The first crusade refers to an intra-Christian war with the losers remembered by the name Cathars. The Cathars (they just called themselves good Christians) took some biblical passages literally and treated other passages as metaphorical but not the same ones as the Roman Catholic Church. Chiefly they felt that no-one should be called Father but God and they considered the transubstantiation of the Catholic eucharist into Gods actual body and blood as blasphemous. The Cathars also had extreme renunciative practices – they fasted and avoided most meats. They held that our souls belonged to God but that our flesh had been crafted by the devil and they rejected the authority of the Old Testament. None of these views made them anything other than model members of their towns and villages according to the French nobles with Cathars on their lands.

What the Catholic Church said about them was something quite different. The Cathars were accused of worshipping a black cat and kissing its bottom as well as that of the devil in human form. They were accused of participating in sexual orgies and keeping several wives. Most bizarrely they were accused of suicide. This was an odd charge given that they were hunted down and put to the death for it. One very early case collapsed when a witness was to say they had seen a noble riding to an orgy on a giant crab. The noble refuted it and the witness recanted leading to the inquisitor being driven out of town.

This was nothing new. The Cathars were related ideologically to the Bogomils. Of them we have an eleventh century description of incestuous orgies, the offspring of which were supposedly drained and burnt and their ashes turned into a drink.

Ultimately if no actual heresy existed then it was possible to create one. Historians now believe that the Heresy of the Free Spirit was an invention of the inquisition. This groups chief doctrine was that having been saved we could do whatever we wanted to sexually. Such rampancy of sexual licentiousness in the churches enemies is no mistake. While the celibacy of the Inquisitors may have contributed to their fantasies of sexual depravity this is also a reflection of a vision in Revelations, a woman drunk on the blood of God’s people, titled “the Great Babylon, mother of all prostitutes and perverts of the world.” (Revelations 17)

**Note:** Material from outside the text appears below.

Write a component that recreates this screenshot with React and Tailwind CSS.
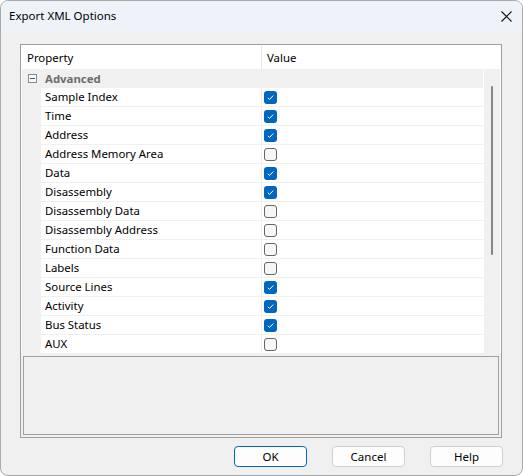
import React from 'react'

const rows = [
  { name: 'Sample Index', on: true },
  { name: 'Time', on: true },
  { name: 'Address', on: true },
  { name: 'Address Memory Area', on: false },
  { name: 'Data', on: true },
  { name: 'Disassembly', on: true },
  { name: 'Disassembly Data', on: false },
  { name: 'Disassembly Address', on: false },
  { name: 'Function Data', on: false },
  { name: 'Labels', on: false },
  { name: 'Source Lines', on: true },
  { name: 'Activity', on: true },
  { name: 'Bus Status', on: true },
  { name: 'AUX', on: false },
]

function Checkbox({ on }) {
  if (on) {
    return (
      <div className="w-[13px] h-[13px] rounded-[3px] bg-[#0067c0] flex items-center justify-center">
        <svg width="9" height="9" viewBox="0 0 9 9">
          <path d="M1.8 4.8 L3.6 6.4 L7.2 2.6" fill="none" stroke="#ffffff" strokeWidth="1" />
        </svg>
      </div>
    )
  }
  return <div className="w-[13px] h-[13px] rounded-[3px] border border-[#666666] bg-[#f6f6f6]" />
}

function Button({ label, primary }) {
  return (
    <button
      className={
        'w-[73px] h-[21px] rounded-[4px] bg-[#fdfdfd] text-[11.5px] text-black flex items-center justify-center border ' +
        (primary ? 'border-[#0067c0]' : 'border-[#d0d0d0]')
      }
    >
      {label}
    </button>
  )
}

export default function App() {
  return (
    <div
      className="w-[523px] h-[476px] bg-[#f0f0f0] border border-[#a9a9a9] rounded-[8px] overflow-hidden flex flex-col text-[11.4px] text-black"
      style={{ fontFamily: '"Noto Sans", "Liberation Sans", sans-serif' }}
    >
      {/* Title bar */}
      <div className="h-[30px] bg-[#eef3f9] flex items-center justify-between pl-[8px] pr-[10px] shrink-0">
        <span className="text-[11.5px] leading-none">Export XML Options</span>
        <svg width="11" height="11" viewBox="0 0 11 11">
          <path d="M0.5 0.5 L10.5 10.5 M10.5 0.5 L0.5 10.5" stroke="#111111" strokeWidth="1.1" />
        </svg>
      </div>

      <div className="flex-1 flex flex-col pt-[13px] pl-[19px] pr-[20px]">
        {/* Property grid panel */}
        <div className="h-[394px] border border-[#a0a0a0] bg-[#f0f0f0] flex flex-col">
          <div className="bg-white p-[1px] pb-0 flex flex-col">
            {/* header */}
            <div className="h-[23px] flex items-center bg-white">
              <div className="w-[240px] pl-[5px] h-full flex items-center border-r border-[#e5e5e5]">Property</div>
              <div className="pl-[5px]">Value</div>
            </div>
            {/* body */}
            <div className="h-[284px] flex overflow-hidden">
              <div className="w-[461px] flex flex-col">
                <div className="h-[19px] shrink-0 bg-[#f0f0f0] flex items-center">
                  <div className="w-[19px] flex justify-center pl-[1px]">
                    <svg width="9" height="9" viewBox="0 0 9 9">
                      <rect x="0.5" y="0.5" width="8" height="8" fill="#f8f8f8" stroke="#8a8a8a" />
                      <path d="M2 4.5 H7" stroke="#555555" />
                    </svg>
                  </div>
                  <span className="pl-[4px] font-bold text-[#6d6d6d]">Advanced</span>
                </div>
                {rows.map((r) => (
                  <div key={r.name} className="h-[19px] shrink-0 flex">
                    <div className="w-[19px] bg-[#f0f0f0]" />
                    <div className="flex-1 flex border-b border-[#f0f0f0] bg-white">
                      <div className="w-[221px] pl-[4px] flex items-center border-r border-[#f0f0f0]">{r.name}</div>
                      <div className="pl-[2px] flex items-center">
                        <Checkbox on={r.on} />
                      </div>
                    </div>
                  </div>
                ))}
              </div>
              {/* scrollbar */}
              <div className="w-[1px] bg-white" />
              <div className="flex-1 bg-[#f0f0f0] flex justify-center pt-[17px]">
                <div className="w-[2px] h-[169px] bg-[#858585] rounded-full" />
              </div>
            </div>
          </div>
          {/* description box */}
          <div className="mt-[3px] mx-[2px] h-[79px] border border-[#a0a0a0] bg-[#f0f0f0]" />
        </div>

        {/* buttons */}
        <div className="flex justify-end gap-[25px] mt-[8px] mr-[-1px]">
          <Button label="OK" primary />
          <Button label="Cancel" />
          <Button label="Help" />
        </div>
      </div>
    </div>
  )
}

Although this vision is strongly indicated as referring to a city other meanings come to mind when we read “Every one of her shows and orgies are to be matched by a torture or grief” (Rev.18:7) She is to be “burned right up” and the kings who fornicated with her will watch “the smoke of her burning”.

Johns’ was the language that enabled men who had devoted their lives to God to burn hundreds of Cathars at a time - approximately four hundred Cathars died in 1211 in the largest mass burning. One Abbot who later was to become an arch-bishop destroyed a whole walled city of at least seven thousand people in order to get to about two hundred Cathars. He famously proclaimed “Kill them all, the Lord knows those who are his own.”

Believing that our side is completely in the light and our opponents are completely of the dark is not something we have left in the past. The similarity between the Salem Witch Trials and the 1950's House of Unamerican Activities is the point made by The Crucible. The suspension of basic rights for suspected terrorists in The United States, and the permission of torture shows this kind of thinking is still alive and well. There’s also no way that Christianity began this type of thinking. It was used against them before they gained power.

However this thinking also springs from the last book of the Christian Bible, The Revelation of St. John and his other writings. This author continues to speak to modern Christians. For two thousand years he urges them to watch out for a great and evil worldwide conspiracy in service to the devil. John writes beautifully on the importance of love in Christian communities but he suspends that love when it comes to those “bearing different doctrines.”

“If anyone comes to you bringing a different doctrine, you must not receive him in your house or even give him a greeting. To greet him would make him a partner in your work.”
- New Jerusalem Bible 2 John 2: 9-11

They are in league with the forces of darkness after all.

My partner in her wisdom pointed out that I should acknowledge my debt to one source in particular "The Grand Inquisitors Manual, A History of Terror in the Name of God" by Jonathon Kirsch. In fairness to him I should also say Kirsh doesn't come to the same conclusions as I do (nor involve Johns' writings), not necessarily because we disagree but because we are asking different questions.


  1. Tony, you are right that the ideas of light and darkness, of truth and heresy and of God and Satan are able to be used for great evil. But why is the potential for misuse ever a good test for whether something is true or not?

    You seem simply to point out how it's been used to cause pain, ignore the ways it is used to relieve pain, and then finish with a silly mocking statement, as if it's so darn obvious that the devil doesn't exist that to mention it seems to win your argument.

    It sounds just like your preaching to yourself in the end, and it doesn't do much for an interesting topic like the one you're tackling.

  2. Simon, this series is emphatically NOT about questions like whether the devil is true.
    The question of this series is clear... why are Christians such a bloodthirsty lot?
    It may be that Christian violence against heretics is justified precisely because they are anti-christs in league with the forces of darkness ruling the world. In the Cathars case it still seems unlikely they were orgiasts given what we can deduce. Perhaps the irony is that the actual Anti-christs ran the inquisition. Again NOT the topic.
    Whatever we think about the devil it would still be the case that Johns depiction of his specifically doctrinal opponents as anti-christs (rightly or wrongly) and his black-and-white language picturing a deceptive war is a root of Christian violence. It goes back to him. And that's what this series is about.